Take the records below and print them verbatim up to and including the line that carries "import React from".

[Stored entries]
* begin *

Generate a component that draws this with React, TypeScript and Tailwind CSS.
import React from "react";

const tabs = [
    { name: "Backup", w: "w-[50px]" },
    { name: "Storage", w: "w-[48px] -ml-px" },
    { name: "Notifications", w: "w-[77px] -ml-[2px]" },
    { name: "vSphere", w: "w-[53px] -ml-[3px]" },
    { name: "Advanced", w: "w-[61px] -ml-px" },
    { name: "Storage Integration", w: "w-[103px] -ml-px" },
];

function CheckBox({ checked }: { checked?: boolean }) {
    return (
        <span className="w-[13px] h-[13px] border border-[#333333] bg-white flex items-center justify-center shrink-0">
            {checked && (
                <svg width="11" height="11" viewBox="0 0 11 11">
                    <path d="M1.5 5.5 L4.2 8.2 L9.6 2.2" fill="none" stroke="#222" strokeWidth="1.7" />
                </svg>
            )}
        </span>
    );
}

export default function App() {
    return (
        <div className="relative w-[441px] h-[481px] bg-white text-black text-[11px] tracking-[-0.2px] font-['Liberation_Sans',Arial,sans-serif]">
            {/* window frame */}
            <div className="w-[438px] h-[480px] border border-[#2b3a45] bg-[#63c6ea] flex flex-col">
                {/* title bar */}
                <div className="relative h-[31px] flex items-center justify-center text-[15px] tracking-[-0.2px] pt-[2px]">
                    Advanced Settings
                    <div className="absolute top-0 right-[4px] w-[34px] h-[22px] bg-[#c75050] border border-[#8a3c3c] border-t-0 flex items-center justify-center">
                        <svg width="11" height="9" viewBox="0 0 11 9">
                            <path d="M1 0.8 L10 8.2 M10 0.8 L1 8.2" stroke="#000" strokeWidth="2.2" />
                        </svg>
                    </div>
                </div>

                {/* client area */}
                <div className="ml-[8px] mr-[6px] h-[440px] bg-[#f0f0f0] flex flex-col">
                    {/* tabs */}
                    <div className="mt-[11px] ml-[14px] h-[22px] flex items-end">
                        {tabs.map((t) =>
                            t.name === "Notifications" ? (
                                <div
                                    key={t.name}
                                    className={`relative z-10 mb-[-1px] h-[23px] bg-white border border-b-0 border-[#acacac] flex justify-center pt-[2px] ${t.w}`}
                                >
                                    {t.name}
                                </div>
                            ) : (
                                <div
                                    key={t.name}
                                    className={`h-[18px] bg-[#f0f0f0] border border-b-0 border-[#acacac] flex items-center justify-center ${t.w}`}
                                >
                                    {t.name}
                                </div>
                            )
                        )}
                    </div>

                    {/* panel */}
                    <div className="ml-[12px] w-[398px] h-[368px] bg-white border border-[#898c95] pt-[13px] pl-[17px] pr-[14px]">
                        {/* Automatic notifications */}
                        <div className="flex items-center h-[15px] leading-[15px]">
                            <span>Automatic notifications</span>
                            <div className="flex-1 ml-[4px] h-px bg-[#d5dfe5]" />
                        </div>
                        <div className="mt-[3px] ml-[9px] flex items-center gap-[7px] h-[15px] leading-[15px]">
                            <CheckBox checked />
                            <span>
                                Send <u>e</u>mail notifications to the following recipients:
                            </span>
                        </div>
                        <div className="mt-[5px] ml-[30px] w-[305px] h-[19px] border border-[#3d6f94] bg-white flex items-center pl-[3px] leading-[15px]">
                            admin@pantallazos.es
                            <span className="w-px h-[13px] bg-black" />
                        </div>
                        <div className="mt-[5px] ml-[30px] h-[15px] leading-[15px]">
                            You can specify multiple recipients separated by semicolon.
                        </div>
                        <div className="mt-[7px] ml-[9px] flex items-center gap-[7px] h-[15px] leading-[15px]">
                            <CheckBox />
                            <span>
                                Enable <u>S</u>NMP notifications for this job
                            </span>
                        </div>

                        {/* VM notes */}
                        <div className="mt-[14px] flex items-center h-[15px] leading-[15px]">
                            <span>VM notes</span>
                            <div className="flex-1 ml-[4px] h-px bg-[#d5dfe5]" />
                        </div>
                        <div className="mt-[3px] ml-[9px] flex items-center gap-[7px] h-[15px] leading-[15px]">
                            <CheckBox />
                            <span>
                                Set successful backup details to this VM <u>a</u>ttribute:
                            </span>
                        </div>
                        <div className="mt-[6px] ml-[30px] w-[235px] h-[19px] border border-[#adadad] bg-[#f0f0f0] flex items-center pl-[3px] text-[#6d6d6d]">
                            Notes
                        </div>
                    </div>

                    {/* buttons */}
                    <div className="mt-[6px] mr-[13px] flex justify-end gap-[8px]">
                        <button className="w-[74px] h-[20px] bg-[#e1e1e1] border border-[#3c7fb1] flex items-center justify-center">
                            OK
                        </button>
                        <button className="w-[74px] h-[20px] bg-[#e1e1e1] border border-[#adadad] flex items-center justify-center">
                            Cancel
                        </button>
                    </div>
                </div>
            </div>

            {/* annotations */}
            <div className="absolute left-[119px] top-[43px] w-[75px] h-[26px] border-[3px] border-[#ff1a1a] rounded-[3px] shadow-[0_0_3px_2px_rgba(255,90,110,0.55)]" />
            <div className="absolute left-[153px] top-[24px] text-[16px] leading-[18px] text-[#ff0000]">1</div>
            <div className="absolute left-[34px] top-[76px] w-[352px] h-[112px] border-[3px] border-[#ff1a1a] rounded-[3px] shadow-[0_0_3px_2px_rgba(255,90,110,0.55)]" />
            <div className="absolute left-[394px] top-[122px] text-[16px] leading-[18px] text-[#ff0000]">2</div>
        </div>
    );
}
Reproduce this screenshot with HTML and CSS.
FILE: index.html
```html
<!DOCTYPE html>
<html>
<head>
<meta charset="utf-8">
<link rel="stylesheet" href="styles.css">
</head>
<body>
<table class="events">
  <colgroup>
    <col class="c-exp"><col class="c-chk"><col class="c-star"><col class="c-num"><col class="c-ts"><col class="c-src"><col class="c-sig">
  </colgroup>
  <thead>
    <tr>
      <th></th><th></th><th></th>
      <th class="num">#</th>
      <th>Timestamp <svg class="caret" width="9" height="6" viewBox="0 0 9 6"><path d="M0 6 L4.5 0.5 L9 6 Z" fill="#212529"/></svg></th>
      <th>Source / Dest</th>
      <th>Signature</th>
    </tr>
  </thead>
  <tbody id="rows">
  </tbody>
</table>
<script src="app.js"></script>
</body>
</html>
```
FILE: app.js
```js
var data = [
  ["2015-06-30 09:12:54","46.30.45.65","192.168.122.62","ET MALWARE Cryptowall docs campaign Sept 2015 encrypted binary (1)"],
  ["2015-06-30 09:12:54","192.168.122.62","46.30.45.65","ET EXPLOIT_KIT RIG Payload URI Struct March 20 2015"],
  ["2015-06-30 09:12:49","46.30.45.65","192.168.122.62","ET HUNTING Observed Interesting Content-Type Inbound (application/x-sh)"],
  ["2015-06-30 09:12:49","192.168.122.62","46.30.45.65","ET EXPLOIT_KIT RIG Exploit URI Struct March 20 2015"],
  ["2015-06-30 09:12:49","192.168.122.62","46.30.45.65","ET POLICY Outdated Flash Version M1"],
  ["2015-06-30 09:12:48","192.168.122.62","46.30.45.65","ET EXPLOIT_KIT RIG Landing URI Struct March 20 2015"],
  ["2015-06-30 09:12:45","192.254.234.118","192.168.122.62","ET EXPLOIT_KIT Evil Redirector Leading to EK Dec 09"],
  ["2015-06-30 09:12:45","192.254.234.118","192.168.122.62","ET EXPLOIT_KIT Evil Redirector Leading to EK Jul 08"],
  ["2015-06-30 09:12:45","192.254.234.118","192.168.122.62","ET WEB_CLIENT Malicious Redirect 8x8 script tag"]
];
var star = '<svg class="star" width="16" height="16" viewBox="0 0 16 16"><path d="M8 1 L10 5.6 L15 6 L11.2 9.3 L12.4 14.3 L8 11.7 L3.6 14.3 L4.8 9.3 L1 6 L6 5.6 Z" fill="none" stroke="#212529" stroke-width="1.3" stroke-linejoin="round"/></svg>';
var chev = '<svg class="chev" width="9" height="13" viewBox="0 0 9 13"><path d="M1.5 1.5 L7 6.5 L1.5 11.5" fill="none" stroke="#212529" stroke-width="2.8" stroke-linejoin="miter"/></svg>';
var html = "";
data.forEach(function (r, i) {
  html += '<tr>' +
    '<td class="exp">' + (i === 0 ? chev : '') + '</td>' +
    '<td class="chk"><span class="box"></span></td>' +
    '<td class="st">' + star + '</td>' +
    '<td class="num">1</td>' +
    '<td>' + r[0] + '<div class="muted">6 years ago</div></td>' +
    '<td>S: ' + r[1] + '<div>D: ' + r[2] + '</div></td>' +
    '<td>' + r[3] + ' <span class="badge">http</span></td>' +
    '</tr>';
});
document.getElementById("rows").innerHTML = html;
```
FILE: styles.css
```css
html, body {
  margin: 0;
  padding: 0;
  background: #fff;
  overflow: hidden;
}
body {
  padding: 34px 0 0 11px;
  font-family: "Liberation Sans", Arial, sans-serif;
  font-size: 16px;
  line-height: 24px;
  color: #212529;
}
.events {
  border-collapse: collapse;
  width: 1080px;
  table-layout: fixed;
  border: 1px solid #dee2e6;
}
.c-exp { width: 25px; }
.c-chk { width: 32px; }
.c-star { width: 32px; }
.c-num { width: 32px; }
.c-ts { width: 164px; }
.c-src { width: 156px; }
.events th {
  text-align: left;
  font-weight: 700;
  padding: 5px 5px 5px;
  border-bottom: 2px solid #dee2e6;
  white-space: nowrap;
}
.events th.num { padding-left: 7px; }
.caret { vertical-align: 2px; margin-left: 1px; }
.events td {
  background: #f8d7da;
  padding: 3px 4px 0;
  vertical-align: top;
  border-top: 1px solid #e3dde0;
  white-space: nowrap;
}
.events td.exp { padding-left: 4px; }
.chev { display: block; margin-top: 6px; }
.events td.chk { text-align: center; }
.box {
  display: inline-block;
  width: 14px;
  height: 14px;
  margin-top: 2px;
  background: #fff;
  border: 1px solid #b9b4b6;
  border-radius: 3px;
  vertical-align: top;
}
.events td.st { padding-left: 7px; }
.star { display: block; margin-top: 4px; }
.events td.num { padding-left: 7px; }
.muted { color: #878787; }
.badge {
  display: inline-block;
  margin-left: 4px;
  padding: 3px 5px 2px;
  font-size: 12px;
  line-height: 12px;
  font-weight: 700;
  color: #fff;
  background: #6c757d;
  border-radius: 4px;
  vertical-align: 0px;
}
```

* end *

** OUTPUT OF THE TASK **
Generate a component that draws this with React, TypeScript and Tailwind CSS.
import React from "react";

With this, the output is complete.